Excerpt from a dataset
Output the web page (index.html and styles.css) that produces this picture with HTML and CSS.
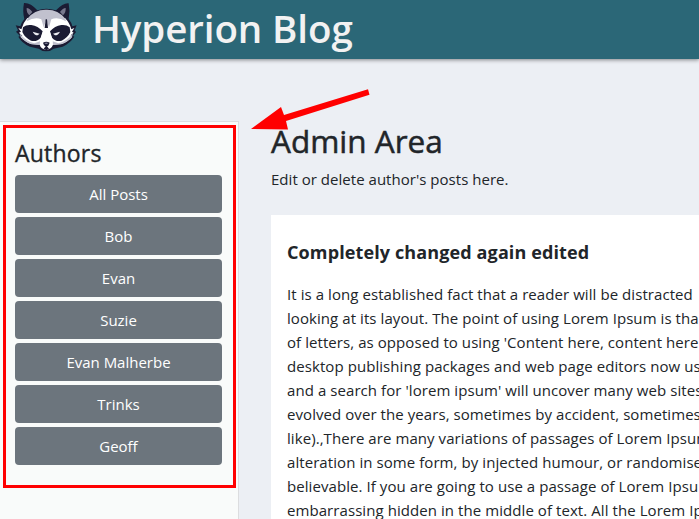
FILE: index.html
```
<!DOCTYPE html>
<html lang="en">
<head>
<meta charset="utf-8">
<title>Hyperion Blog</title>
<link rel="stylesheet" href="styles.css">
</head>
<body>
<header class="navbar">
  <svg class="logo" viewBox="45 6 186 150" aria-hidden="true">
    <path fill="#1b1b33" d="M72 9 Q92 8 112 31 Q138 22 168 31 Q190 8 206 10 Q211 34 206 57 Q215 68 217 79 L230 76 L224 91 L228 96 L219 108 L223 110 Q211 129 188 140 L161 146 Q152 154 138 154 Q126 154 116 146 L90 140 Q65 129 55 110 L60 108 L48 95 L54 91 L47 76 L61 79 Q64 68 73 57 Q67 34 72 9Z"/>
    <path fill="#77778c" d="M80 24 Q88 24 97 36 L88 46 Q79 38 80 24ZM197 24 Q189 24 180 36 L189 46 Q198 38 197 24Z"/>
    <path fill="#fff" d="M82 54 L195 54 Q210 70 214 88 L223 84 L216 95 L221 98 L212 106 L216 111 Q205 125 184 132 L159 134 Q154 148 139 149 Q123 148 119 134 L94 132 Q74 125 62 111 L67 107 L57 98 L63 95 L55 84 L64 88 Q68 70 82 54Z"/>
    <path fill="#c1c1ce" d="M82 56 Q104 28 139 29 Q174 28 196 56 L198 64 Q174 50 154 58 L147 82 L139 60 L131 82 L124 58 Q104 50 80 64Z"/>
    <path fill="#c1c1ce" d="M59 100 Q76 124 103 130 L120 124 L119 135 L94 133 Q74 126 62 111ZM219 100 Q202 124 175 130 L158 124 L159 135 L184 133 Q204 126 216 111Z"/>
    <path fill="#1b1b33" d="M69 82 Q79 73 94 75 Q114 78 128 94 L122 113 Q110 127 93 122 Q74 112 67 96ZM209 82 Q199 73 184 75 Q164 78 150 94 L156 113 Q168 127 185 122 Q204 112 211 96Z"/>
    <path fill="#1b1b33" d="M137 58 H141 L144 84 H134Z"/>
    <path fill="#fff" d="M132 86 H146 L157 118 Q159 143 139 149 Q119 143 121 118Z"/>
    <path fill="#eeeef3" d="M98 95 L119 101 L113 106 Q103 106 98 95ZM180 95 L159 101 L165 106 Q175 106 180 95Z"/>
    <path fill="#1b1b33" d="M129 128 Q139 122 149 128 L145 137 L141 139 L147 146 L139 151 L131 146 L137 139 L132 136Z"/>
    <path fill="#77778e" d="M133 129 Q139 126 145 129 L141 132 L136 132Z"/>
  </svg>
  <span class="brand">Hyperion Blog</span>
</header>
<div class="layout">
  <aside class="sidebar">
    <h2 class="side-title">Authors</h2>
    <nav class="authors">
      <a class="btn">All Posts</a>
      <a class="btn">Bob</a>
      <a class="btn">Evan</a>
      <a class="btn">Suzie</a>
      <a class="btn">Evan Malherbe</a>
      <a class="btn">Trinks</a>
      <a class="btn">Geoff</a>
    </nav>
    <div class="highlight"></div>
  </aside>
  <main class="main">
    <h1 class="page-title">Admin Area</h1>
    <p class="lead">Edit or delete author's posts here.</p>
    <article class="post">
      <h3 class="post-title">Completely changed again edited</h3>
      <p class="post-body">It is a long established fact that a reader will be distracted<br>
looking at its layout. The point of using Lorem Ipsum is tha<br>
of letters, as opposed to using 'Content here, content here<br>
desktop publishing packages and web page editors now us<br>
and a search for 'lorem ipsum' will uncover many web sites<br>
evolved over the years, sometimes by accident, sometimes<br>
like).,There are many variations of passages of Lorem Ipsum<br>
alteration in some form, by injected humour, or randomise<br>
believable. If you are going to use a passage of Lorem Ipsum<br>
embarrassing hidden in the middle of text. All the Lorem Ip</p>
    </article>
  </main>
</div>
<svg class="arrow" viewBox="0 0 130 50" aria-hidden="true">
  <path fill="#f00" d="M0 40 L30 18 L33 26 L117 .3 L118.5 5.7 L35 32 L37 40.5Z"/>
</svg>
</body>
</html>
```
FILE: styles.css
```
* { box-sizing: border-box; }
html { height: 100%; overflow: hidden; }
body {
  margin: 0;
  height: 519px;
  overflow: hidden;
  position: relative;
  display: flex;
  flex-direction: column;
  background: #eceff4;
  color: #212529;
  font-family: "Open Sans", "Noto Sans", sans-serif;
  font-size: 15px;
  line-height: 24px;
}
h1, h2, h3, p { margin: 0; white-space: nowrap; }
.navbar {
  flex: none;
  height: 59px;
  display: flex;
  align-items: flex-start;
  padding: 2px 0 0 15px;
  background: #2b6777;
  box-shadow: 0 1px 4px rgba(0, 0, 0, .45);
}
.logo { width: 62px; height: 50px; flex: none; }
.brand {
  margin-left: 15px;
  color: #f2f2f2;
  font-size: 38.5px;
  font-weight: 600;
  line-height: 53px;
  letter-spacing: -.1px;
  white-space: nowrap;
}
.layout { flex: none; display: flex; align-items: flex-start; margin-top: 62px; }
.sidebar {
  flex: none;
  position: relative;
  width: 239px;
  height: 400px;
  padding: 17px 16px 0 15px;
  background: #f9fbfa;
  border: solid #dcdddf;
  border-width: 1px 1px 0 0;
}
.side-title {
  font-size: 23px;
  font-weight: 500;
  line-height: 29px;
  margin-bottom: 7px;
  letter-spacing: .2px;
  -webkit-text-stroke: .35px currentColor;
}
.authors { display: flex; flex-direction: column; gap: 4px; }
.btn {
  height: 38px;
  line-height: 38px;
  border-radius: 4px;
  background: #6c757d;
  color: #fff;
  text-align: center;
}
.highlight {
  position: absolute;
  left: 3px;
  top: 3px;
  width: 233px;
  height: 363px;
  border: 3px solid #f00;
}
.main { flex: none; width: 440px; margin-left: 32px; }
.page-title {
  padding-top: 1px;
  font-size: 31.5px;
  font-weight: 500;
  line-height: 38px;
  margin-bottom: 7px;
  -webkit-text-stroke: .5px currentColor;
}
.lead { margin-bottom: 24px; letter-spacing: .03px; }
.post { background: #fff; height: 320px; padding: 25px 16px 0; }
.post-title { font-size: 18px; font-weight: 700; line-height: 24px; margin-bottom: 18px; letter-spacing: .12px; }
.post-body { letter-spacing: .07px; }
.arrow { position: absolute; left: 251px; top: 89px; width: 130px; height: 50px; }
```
---
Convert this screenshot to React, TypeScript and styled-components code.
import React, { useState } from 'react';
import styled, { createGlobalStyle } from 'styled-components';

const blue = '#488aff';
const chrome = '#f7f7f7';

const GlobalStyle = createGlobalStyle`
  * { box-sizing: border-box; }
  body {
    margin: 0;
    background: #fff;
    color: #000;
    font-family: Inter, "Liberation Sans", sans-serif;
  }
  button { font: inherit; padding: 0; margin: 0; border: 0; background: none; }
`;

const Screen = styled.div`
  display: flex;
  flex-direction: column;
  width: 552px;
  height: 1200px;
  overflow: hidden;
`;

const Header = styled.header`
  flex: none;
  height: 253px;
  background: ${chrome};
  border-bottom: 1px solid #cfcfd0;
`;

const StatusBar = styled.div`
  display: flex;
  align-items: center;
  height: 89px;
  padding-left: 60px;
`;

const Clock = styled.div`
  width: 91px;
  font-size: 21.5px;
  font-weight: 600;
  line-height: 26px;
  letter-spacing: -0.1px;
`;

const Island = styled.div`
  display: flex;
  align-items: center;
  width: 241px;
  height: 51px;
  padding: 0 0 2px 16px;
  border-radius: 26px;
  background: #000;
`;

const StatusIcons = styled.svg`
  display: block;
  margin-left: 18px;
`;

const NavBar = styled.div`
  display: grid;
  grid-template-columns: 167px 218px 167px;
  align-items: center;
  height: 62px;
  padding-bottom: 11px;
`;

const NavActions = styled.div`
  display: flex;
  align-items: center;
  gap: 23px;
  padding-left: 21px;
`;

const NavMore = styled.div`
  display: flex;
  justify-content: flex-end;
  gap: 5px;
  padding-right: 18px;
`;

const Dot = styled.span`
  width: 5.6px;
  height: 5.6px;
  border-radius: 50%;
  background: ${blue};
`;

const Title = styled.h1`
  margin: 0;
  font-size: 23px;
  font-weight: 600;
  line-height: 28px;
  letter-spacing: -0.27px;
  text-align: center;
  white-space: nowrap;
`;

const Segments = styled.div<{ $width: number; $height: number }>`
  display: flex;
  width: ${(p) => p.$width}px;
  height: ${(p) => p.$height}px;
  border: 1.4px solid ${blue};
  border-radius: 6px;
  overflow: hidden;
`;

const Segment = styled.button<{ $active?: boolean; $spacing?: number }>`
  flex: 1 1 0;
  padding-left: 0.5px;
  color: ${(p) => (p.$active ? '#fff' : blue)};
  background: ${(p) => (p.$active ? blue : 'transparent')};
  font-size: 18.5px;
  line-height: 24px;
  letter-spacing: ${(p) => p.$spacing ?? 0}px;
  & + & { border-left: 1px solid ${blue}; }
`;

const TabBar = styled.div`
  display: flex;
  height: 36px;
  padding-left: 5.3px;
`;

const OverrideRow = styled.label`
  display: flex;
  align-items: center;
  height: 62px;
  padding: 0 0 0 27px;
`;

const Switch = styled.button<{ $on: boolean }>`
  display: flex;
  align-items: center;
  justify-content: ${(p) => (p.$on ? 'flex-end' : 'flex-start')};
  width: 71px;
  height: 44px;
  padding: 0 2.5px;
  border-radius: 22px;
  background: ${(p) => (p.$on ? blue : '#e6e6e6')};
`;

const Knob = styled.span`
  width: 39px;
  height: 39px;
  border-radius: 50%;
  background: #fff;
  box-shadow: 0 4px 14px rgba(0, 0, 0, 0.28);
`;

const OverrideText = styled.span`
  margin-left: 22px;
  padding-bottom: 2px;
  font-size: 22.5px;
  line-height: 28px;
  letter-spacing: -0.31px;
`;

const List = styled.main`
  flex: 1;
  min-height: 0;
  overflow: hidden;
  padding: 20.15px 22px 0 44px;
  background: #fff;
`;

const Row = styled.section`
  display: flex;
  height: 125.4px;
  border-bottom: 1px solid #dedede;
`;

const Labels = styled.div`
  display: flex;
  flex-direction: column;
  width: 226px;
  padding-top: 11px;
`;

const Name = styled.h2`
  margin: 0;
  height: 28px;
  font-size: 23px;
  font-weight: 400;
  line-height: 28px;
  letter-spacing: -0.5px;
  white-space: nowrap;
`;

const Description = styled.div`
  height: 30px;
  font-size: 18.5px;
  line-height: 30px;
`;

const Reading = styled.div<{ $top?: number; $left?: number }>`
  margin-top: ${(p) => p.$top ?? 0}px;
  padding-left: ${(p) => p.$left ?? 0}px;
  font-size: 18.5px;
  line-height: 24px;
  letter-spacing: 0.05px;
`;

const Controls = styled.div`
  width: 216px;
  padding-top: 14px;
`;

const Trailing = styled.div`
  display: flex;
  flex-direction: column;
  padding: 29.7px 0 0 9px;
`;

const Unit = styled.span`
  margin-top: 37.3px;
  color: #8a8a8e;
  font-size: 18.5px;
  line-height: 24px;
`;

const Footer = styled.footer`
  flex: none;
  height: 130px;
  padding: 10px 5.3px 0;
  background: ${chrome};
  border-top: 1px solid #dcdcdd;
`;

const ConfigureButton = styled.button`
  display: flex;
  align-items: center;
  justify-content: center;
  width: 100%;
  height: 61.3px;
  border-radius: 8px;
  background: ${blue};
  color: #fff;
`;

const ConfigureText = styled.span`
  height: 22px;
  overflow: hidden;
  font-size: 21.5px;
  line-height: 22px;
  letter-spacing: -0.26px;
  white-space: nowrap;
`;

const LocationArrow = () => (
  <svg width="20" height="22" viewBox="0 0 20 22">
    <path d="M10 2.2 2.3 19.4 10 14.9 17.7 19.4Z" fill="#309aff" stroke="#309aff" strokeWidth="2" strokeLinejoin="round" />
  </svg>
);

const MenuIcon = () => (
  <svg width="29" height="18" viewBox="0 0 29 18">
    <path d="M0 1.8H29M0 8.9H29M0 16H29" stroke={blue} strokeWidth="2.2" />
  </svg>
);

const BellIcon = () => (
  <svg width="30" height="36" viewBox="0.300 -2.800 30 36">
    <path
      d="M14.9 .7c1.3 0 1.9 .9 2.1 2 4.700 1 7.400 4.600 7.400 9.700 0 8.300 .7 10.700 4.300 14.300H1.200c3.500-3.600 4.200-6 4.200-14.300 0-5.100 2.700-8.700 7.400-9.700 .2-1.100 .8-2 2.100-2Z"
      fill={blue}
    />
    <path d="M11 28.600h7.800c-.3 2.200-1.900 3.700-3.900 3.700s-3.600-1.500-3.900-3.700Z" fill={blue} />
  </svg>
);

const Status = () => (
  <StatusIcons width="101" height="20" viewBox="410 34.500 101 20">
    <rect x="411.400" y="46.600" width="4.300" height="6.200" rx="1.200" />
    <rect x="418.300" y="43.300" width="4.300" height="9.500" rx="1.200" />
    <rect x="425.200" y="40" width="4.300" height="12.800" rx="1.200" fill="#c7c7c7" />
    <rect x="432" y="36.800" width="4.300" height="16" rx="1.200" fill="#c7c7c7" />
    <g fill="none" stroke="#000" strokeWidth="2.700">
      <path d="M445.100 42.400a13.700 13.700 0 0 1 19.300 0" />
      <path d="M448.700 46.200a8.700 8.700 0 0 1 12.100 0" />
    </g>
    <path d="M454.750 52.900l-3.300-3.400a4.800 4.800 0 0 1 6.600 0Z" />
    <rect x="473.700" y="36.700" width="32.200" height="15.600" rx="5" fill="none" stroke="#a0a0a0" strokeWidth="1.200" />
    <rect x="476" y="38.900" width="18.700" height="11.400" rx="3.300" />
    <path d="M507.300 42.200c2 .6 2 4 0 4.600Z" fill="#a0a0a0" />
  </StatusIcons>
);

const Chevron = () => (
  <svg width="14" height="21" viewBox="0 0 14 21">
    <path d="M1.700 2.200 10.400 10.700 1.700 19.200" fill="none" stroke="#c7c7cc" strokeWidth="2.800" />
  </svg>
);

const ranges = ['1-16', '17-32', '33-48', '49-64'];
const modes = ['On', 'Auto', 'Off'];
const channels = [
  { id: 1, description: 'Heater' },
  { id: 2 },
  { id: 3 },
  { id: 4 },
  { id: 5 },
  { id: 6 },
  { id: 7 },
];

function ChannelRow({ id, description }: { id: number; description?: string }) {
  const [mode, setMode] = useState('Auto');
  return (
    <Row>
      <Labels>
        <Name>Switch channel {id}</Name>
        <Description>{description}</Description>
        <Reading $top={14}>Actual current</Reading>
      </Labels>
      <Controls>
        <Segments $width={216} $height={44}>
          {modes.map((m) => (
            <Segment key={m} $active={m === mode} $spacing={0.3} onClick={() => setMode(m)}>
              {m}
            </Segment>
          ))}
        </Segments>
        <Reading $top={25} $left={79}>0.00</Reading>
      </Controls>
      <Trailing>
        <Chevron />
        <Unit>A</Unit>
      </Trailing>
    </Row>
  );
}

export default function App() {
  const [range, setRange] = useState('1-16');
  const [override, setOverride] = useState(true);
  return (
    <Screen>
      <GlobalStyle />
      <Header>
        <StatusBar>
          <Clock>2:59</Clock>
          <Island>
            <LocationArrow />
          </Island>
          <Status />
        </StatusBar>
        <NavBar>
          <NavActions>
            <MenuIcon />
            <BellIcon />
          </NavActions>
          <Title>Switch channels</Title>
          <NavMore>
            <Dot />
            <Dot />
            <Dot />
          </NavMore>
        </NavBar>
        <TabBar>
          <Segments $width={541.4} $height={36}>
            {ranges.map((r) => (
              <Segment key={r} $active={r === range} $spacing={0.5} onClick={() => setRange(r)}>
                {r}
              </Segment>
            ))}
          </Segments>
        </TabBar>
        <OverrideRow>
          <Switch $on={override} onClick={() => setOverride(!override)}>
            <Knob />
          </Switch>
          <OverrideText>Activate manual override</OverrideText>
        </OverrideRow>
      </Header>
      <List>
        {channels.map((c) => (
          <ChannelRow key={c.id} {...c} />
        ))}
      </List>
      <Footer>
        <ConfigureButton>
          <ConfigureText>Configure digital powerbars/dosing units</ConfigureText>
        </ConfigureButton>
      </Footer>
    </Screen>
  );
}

**THE EXERCISE**
Pick out the lines containing the string "this" and show them.

**TASK RESPONSE**
Output the web page (index.html and styles.css) that produces this picture with HTML and CSS.
Convert this screenshot to React, TypeScript and styled-components code.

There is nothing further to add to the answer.